**Directive:** Select, from the material below, each line with "screenshot" in it.

**Data:**
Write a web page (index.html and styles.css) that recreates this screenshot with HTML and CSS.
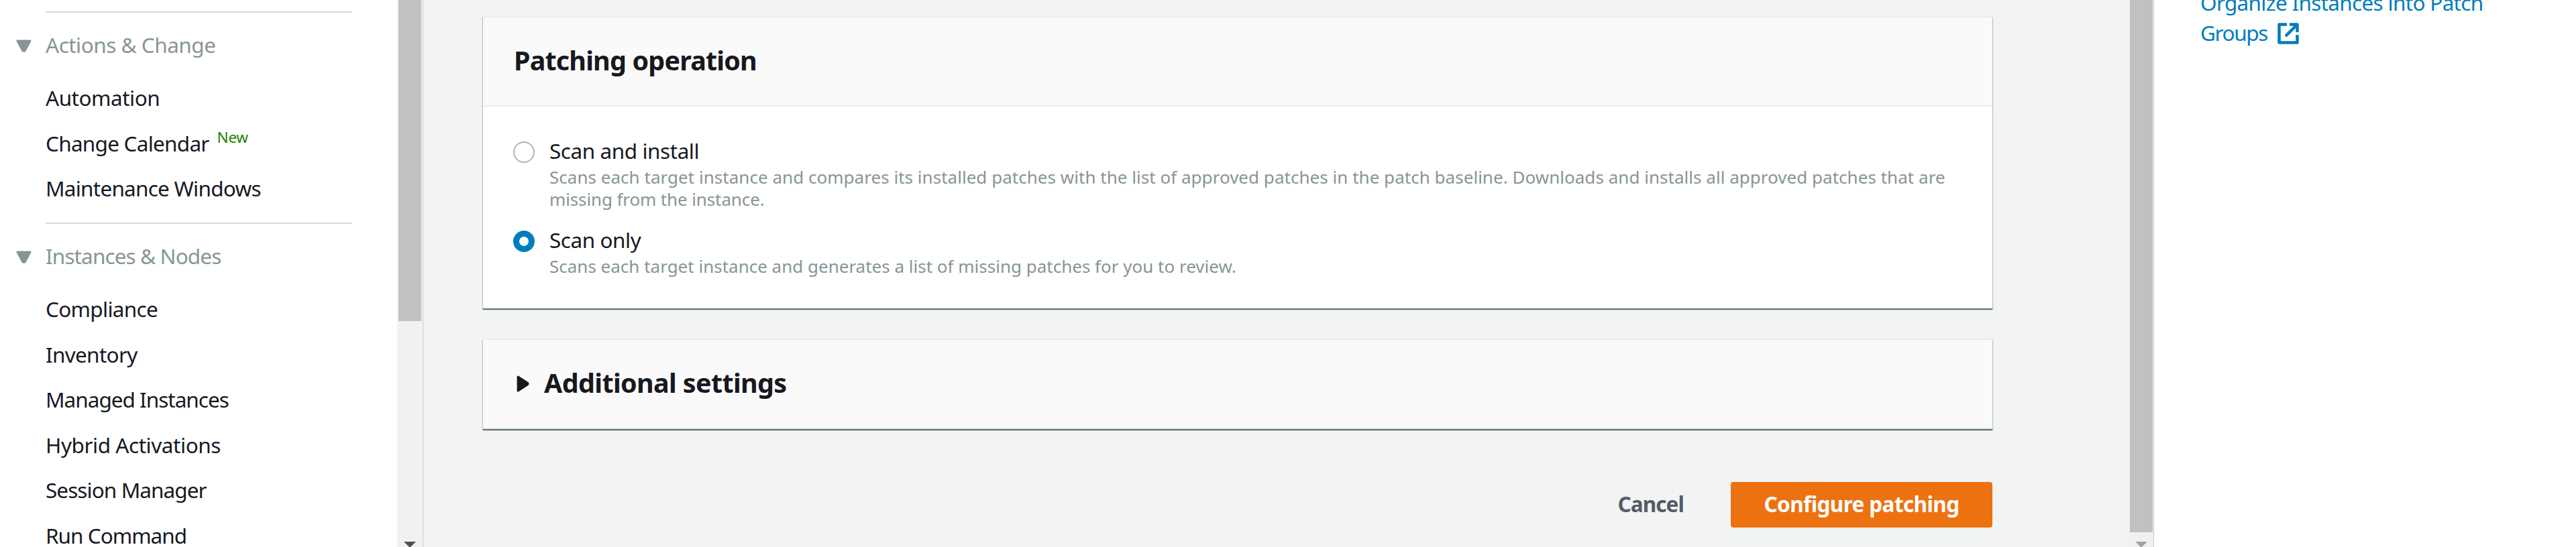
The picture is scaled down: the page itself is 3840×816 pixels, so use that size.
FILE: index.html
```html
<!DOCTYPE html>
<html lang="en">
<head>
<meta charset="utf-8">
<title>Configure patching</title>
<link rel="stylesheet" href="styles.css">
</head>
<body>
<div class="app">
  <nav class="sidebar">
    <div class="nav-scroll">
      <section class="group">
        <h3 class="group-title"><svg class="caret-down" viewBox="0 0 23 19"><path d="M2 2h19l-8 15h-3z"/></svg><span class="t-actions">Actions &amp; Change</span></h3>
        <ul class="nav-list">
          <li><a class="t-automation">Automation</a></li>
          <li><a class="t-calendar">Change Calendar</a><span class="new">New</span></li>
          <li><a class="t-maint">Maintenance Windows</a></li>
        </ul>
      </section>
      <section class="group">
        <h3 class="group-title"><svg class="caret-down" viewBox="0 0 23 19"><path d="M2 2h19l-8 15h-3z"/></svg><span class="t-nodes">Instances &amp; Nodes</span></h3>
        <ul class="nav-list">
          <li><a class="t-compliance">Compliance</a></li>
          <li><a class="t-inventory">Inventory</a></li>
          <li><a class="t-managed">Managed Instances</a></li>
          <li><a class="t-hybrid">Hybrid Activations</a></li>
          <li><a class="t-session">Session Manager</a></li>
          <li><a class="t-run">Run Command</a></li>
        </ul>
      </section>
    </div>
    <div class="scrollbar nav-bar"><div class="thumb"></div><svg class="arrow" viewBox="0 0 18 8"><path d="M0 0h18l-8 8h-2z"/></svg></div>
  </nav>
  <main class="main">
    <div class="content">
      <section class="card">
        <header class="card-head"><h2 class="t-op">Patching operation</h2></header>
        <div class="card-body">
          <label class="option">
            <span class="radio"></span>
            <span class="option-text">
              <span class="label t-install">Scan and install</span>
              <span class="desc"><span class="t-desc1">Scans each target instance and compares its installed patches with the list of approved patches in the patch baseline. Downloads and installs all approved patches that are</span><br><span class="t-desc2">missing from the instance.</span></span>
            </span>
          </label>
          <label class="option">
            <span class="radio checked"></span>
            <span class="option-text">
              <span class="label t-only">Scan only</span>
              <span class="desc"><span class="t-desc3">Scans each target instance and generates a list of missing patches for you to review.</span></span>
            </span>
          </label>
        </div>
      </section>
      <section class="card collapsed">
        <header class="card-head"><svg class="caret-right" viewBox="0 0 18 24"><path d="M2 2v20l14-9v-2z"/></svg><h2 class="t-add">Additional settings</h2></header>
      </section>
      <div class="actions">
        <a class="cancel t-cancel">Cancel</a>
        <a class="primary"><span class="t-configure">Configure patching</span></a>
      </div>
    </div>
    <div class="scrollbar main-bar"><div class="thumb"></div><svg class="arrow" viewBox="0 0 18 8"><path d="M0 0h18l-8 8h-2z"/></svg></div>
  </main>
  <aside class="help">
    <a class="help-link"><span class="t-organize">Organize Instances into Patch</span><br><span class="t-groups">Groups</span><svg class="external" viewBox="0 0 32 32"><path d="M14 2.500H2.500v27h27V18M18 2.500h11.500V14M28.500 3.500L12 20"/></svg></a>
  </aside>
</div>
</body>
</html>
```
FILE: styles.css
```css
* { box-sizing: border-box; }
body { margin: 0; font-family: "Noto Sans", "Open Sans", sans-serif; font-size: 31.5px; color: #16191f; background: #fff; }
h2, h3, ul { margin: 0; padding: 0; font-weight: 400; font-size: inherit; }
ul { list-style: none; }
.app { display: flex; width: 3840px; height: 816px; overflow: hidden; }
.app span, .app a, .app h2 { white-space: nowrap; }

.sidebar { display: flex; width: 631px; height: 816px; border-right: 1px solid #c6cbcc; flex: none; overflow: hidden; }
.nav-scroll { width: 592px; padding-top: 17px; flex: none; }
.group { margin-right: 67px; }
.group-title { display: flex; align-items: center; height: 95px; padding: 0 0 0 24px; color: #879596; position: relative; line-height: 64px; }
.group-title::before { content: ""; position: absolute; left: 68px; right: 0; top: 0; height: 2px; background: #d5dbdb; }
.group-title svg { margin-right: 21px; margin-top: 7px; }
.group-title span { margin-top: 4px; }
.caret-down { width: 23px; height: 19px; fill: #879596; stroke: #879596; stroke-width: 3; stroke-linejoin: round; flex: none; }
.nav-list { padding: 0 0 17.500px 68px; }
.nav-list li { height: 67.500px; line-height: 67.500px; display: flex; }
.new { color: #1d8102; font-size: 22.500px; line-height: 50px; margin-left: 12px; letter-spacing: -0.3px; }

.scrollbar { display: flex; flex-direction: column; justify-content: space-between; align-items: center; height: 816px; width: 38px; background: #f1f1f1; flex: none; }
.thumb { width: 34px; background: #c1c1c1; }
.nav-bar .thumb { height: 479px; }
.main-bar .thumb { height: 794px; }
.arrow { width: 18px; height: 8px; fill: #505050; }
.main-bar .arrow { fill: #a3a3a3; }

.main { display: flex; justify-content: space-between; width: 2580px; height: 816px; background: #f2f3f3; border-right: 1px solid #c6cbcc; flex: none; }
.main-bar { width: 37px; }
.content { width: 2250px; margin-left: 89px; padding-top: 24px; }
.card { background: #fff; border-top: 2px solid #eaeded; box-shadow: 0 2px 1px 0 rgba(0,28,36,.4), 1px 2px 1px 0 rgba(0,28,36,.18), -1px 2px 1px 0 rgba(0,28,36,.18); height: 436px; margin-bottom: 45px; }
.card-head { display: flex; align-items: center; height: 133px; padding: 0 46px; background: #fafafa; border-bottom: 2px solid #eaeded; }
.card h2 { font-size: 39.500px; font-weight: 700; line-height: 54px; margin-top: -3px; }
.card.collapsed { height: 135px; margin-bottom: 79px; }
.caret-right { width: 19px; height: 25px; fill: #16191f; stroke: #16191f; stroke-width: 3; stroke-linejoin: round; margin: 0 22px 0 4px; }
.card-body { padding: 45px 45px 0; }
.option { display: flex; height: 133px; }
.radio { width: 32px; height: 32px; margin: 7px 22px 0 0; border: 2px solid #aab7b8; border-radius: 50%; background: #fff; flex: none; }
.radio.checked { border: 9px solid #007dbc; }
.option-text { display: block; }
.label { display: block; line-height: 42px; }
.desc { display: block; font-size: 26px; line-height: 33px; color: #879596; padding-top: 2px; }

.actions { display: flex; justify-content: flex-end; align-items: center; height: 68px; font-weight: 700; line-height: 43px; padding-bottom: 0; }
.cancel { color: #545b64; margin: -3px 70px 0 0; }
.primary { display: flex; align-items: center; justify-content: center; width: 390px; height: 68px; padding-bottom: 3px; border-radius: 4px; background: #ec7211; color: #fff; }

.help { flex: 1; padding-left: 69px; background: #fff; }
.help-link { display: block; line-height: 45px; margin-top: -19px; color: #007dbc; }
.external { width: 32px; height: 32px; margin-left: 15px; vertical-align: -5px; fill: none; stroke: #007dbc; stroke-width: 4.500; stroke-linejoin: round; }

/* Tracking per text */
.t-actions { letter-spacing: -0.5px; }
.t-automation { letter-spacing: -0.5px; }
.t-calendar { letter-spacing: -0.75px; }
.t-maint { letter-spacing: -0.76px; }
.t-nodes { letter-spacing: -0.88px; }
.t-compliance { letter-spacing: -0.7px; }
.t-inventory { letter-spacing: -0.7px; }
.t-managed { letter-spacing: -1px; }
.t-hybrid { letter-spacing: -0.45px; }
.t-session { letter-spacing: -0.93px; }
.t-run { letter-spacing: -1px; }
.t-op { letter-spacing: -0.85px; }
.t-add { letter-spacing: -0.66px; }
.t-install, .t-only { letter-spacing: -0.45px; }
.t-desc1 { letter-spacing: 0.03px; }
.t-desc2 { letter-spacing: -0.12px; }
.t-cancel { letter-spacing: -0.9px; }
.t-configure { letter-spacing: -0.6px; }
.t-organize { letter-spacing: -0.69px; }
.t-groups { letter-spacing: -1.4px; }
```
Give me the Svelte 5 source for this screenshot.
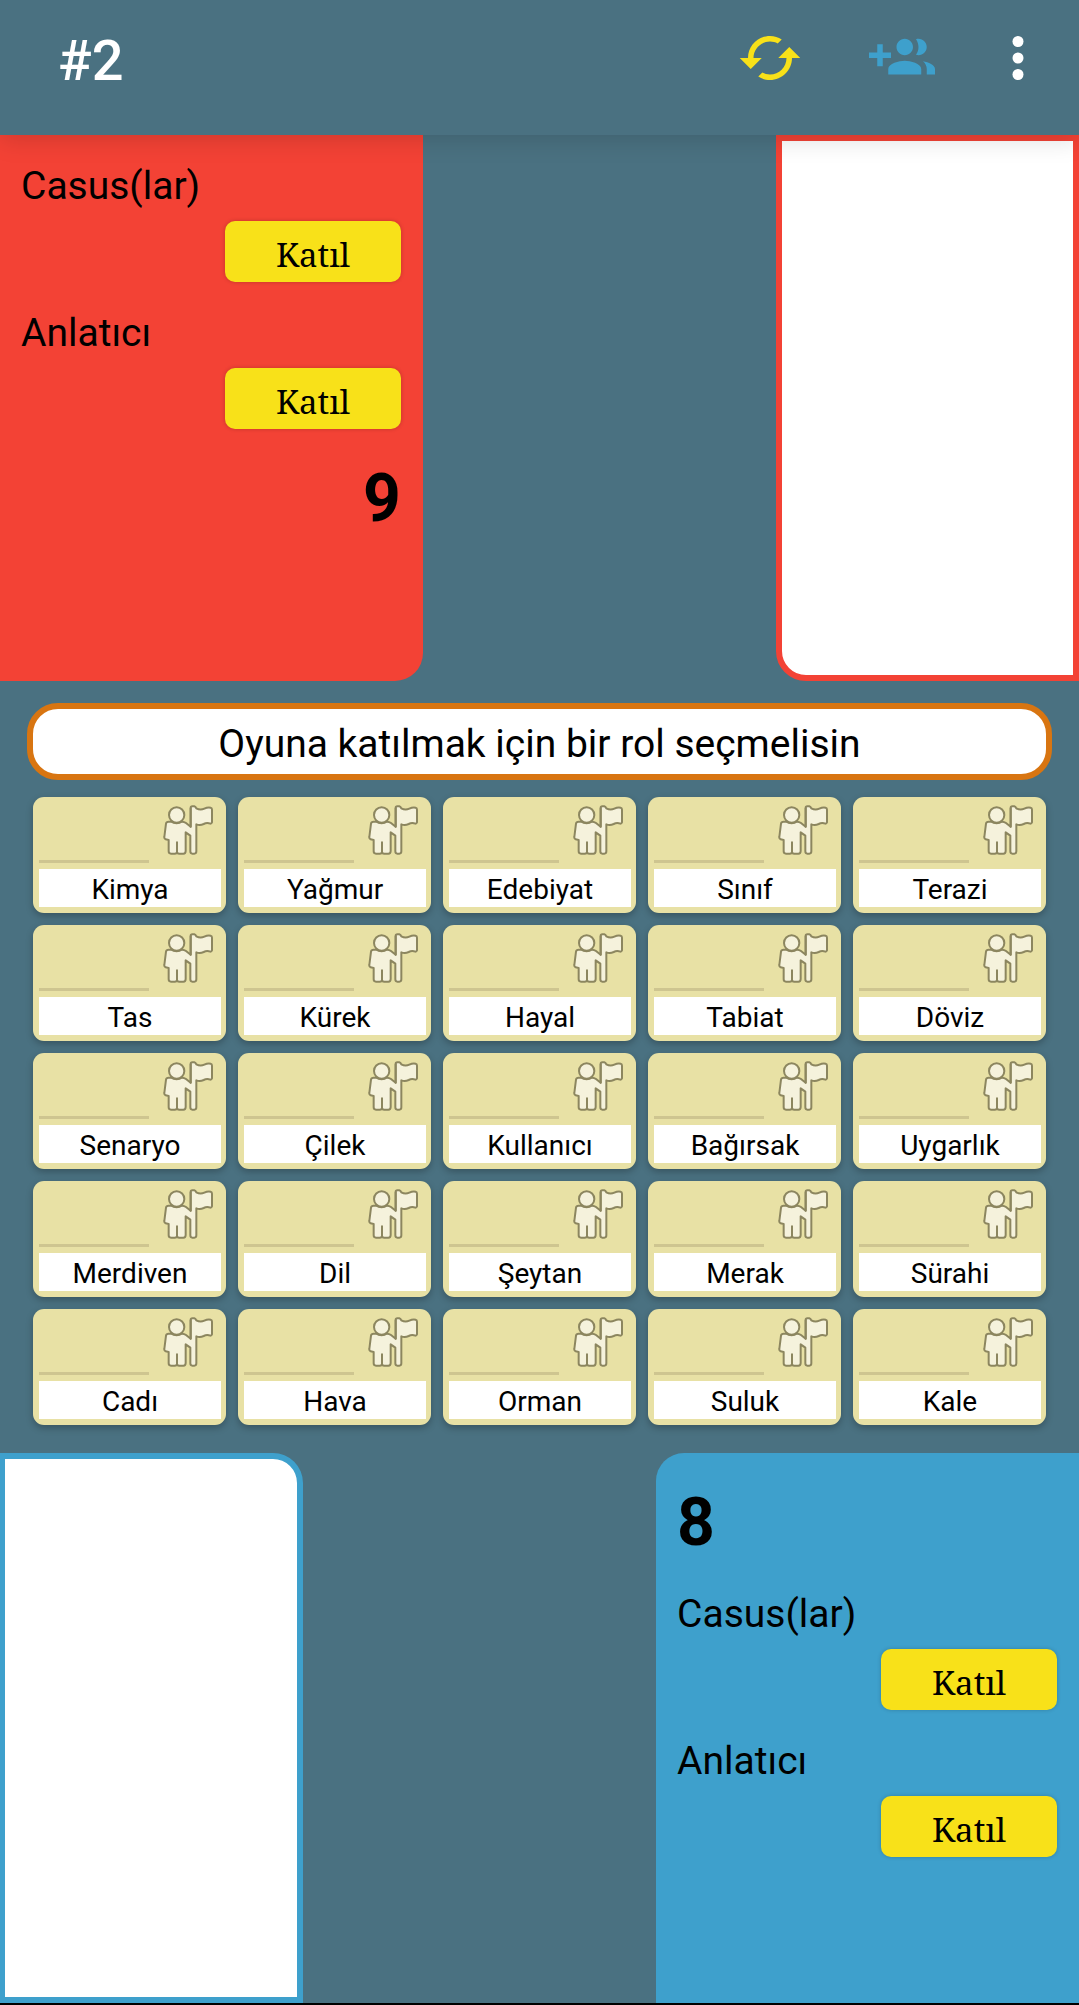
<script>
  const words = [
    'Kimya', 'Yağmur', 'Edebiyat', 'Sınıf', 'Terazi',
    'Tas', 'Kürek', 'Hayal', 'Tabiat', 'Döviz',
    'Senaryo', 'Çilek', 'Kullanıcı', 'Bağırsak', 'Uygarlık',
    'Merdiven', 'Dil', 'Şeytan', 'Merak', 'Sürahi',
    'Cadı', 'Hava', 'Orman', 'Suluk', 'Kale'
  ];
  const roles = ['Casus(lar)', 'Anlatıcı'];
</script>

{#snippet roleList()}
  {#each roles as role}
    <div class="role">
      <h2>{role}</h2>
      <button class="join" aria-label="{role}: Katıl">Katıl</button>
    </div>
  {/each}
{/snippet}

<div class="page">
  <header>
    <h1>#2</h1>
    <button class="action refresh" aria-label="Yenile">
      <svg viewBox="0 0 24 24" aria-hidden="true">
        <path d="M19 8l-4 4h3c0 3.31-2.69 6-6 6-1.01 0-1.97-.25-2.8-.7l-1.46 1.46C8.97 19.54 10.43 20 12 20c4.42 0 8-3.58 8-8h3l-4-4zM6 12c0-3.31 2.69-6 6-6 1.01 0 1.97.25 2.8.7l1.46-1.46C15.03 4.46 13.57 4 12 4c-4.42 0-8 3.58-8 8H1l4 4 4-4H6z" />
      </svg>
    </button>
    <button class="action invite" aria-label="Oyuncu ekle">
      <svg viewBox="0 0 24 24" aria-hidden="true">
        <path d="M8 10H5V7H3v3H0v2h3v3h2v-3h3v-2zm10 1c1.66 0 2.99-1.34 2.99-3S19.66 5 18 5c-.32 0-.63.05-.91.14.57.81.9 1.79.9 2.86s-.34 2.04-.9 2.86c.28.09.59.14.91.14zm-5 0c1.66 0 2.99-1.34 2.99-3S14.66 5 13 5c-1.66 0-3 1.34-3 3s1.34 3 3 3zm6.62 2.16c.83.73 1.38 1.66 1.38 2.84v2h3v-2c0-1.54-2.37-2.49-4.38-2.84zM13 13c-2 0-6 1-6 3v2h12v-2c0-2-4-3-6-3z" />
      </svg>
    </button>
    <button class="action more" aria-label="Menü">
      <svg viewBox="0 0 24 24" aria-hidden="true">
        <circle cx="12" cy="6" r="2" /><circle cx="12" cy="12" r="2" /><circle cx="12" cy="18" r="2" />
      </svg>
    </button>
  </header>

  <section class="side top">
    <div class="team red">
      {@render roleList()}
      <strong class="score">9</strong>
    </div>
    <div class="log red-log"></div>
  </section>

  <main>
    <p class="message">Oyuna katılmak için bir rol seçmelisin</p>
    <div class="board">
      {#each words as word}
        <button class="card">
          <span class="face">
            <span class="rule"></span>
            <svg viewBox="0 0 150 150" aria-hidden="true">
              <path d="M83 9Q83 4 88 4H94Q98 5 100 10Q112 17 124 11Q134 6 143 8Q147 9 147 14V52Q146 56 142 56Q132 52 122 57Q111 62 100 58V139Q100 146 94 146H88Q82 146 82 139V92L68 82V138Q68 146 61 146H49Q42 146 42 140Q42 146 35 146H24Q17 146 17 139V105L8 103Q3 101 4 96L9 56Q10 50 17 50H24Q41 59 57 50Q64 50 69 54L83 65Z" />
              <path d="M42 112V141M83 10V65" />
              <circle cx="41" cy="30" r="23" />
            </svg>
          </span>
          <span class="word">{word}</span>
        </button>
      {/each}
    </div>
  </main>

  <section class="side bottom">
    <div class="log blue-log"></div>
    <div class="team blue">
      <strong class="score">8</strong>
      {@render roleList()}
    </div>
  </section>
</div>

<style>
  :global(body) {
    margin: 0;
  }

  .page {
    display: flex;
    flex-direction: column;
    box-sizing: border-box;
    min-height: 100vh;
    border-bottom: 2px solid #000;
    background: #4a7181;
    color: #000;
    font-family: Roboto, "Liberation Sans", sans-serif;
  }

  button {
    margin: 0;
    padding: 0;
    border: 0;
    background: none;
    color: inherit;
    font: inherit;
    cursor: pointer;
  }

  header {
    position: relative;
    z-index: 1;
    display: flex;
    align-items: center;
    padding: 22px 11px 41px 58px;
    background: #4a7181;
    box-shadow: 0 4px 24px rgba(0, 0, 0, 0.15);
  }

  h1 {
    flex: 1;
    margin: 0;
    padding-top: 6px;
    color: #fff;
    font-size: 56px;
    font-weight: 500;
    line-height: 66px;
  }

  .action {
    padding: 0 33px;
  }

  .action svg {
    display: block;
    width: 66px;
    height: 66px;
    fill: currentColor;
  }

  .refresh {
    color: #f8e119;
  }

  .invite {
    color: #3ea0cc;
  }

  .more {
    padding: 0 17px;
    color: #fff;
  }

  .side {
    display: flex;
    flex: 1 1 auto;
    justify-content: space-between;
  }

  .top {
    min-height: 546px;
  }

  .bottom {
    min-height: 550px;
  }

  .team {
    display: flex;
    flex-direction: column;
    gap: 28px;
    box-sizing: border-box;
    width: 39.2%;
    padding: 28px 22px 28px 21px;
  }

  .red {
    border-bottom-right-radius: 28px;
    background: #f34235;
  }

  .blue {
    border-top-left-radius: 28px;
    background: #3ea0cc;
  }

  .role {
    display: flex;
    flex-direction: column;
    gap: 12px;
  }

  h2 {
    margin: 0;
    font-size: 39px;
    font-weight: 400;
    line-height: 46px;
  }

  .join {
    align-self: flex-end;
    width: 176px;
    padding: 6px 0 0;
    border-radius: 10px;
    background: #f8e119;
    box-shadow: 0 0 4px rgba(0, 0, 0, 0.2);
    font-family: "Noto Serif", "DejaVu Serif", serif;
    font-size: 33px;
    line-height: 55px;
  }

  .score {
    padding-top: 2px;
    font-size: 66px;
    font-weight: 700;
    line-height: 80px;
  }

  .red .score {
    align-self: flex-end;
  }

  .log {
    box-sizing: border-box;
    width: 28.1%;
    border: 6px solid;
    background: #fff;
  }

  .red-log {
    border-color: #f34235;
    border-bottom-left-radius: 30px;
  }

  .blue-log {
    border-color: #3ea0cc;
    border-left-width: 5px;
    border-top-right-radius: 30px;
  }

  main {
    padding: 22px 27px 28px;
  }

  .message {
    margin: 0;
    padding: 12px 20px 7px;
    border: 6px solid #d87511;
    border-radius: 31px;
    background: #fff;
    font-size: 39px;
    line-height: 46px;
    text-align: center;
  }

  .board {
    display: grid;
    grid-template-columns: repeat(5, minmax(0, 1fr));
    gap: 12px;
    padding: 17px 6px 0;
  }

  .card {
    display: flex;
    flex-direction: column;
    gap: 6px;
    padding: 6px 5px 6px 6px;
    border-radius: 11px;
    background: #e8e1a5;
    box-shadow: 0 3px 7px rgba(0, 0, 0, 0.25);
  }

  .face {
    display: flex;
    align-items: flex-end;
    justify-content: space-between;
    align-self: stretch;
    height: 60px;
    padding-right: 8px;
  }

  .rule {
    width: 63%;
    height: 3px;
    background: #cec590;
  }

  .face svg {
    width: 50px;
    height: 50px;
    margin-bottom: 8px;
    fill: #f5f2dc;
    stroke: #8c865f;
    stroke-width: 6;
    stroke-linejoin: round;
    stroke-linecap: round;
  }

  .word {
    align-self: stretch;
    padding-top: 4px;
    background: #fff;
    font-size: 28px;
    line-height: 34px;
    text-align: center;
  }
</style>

**Exercise answer:**
Write a web page (index.html and styles.css) that recreates this screenshot with HTML and CSS.
Give me the Svelte 5 source for this screenshot.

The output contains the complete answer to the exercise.